Data shown:
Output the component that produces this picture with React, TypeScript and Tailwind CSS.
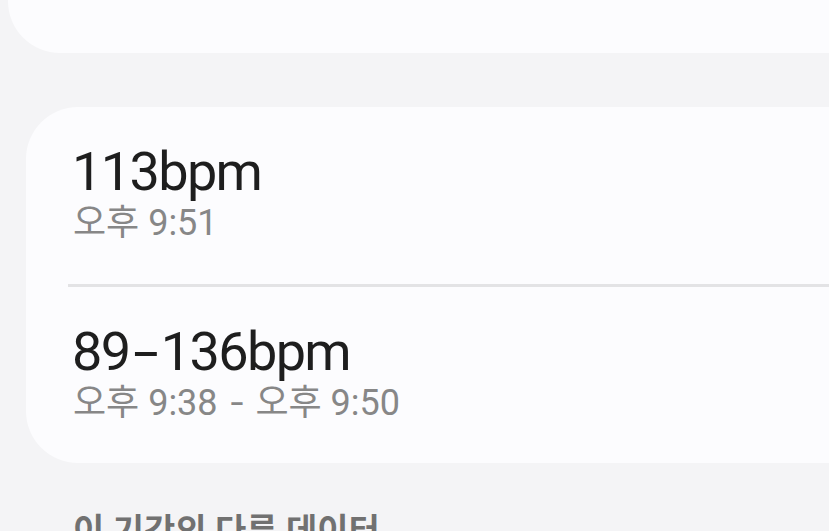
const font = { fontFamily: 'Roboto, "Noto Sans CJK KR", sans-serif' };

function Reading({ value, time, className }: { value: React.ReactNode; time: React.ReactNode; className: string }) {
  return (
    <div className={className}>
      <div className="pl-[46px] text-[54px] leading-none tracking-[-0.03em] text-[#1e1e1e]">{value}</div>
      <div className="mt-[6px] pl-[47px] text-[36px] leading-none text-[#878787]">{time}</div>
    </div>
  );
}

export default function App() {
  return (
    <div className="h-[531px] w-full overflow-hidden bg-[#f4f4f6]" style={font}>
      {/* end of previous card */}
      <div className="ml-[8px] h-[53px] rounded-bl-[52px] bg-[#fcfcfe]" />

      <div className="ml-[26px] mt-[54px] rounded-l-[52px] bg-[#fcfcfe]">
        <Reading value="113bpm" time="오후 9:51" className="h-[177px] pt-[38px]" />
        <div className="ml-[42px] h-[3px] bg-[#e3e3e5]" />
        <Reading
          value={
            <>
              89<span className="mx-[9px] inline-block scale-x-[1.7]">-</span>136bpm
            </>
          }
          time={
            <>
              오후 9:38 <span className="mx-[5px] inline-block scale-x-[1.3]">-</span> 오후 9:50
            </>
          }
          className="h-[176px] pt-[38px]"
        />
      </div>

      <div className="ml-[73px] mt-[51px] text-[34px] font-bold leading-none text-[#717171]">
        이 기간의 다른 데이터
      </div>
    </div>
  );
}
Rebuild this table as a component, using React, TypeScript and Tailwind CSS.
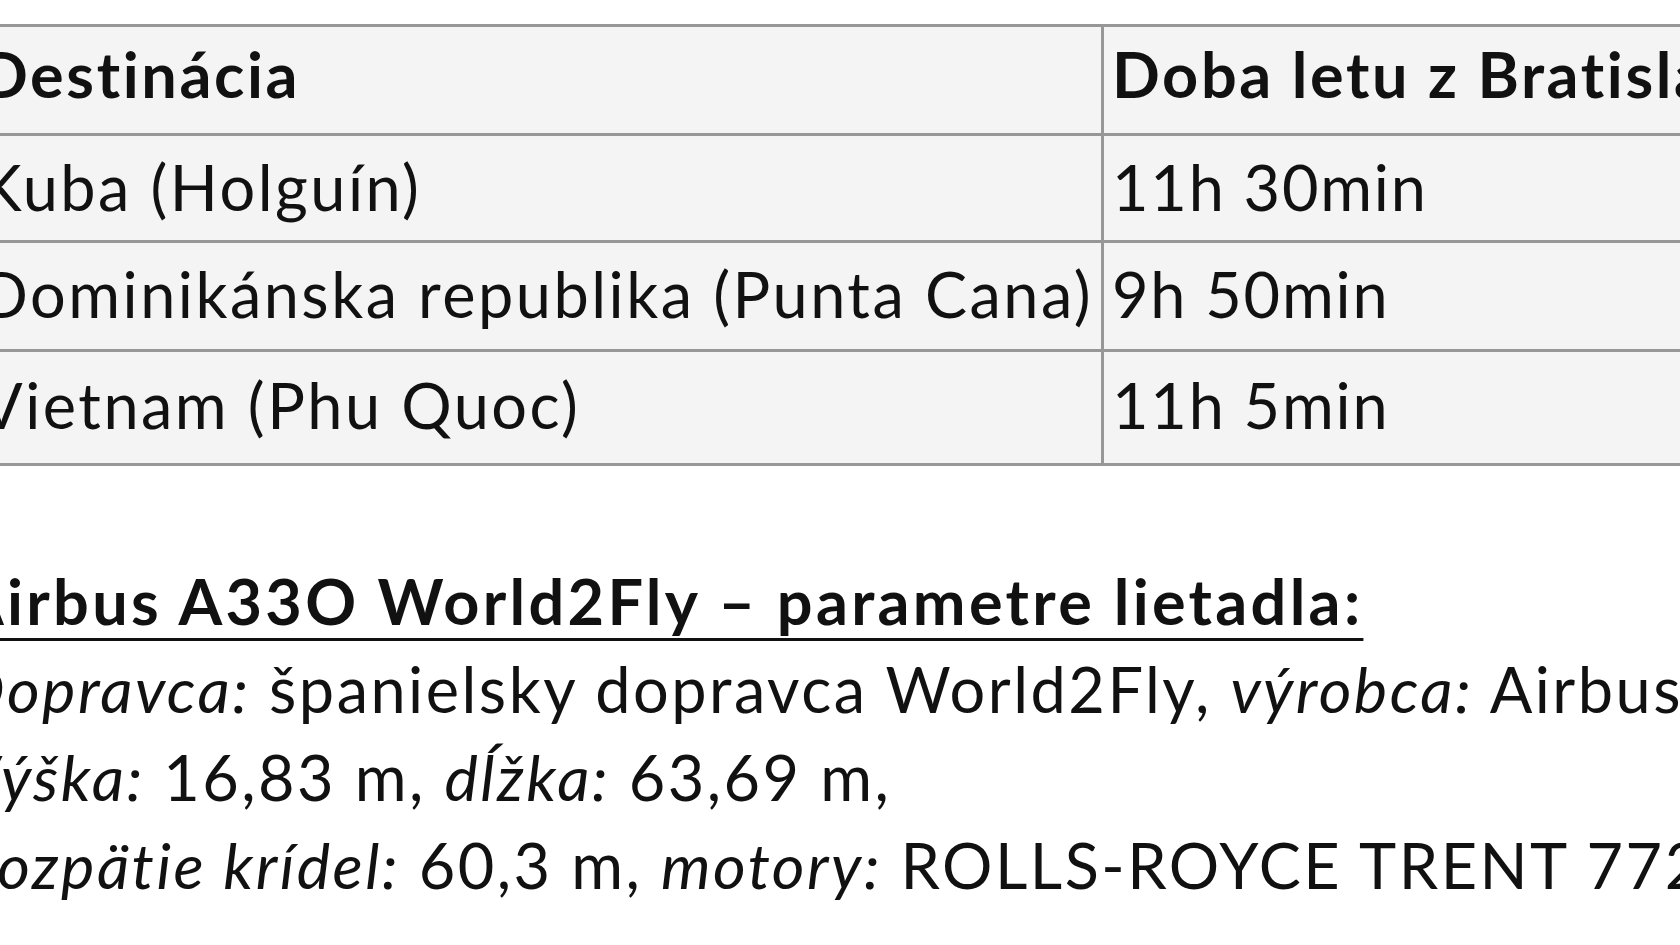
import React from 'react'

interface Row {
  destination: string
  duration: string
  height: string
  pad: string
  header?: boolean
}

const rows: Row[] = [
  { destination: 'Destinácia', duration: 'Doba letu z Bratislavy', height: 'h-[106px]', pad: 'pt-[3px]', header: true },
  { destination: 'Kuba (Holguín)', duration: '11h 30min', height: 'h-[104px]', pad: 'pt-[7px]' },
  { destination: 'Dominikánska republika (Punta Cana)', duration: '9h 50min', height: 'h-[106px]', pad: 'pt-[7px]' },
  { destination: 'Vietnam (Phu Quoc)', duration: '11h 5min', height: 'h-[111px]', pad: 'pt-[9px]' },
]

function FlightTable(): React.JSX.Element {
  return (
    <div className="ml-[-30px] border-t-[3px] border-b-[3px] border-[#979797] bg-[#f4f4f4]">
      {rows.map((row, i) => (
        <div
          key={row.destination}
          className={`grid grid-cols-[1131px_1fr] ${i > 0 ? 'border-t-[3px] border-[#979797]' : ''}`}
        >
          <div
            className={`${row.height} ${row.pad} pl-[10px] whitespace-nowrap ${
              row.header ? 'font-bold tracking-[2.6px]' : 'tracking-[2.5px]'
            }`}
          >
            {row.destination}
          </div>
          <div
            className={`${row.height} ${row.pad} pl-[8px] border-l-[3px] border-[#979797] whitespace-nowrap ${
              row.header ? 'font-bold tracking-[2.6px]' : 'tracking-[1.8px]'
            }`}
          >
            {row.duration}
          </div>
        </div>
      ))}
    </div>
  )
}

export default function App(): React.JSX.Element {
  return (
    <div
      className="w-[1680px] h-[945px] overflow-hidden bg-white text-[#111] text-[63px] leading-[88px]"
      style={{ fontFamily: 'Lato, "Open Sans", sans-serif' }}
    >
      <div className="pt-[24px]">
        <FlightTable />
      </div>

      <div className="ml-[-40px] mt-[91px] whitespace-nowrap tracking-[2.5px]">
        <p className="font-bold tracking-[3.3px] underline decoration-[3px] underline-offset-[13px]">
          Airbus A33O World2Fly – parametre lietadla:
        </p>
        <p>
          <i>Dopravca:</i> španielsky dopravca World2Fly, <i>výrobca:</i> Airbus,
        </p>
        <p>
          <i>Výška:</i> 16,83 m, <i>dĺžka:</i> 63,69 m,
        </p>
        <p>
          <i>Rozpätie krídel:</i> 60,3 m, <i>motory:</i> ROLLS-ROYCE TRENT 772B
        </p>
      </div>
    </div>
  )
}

What you are asked to do:
Search the records above for the string "React". Copy every line that contains it.

Solution to this task:
Output the component that produces this picture with React, TypeScript and Tailwind CSS.
function Reading({ value, time, className }: { value: React.ReactNode; time: React.ReactNode; className: string }) {
Rebuild this table as a component, using React, TypeScript and Tailwind CSS.
import React from 'react'
function FlightTable(): React.JSX.Element {
export default function App(): React.JSX.Element {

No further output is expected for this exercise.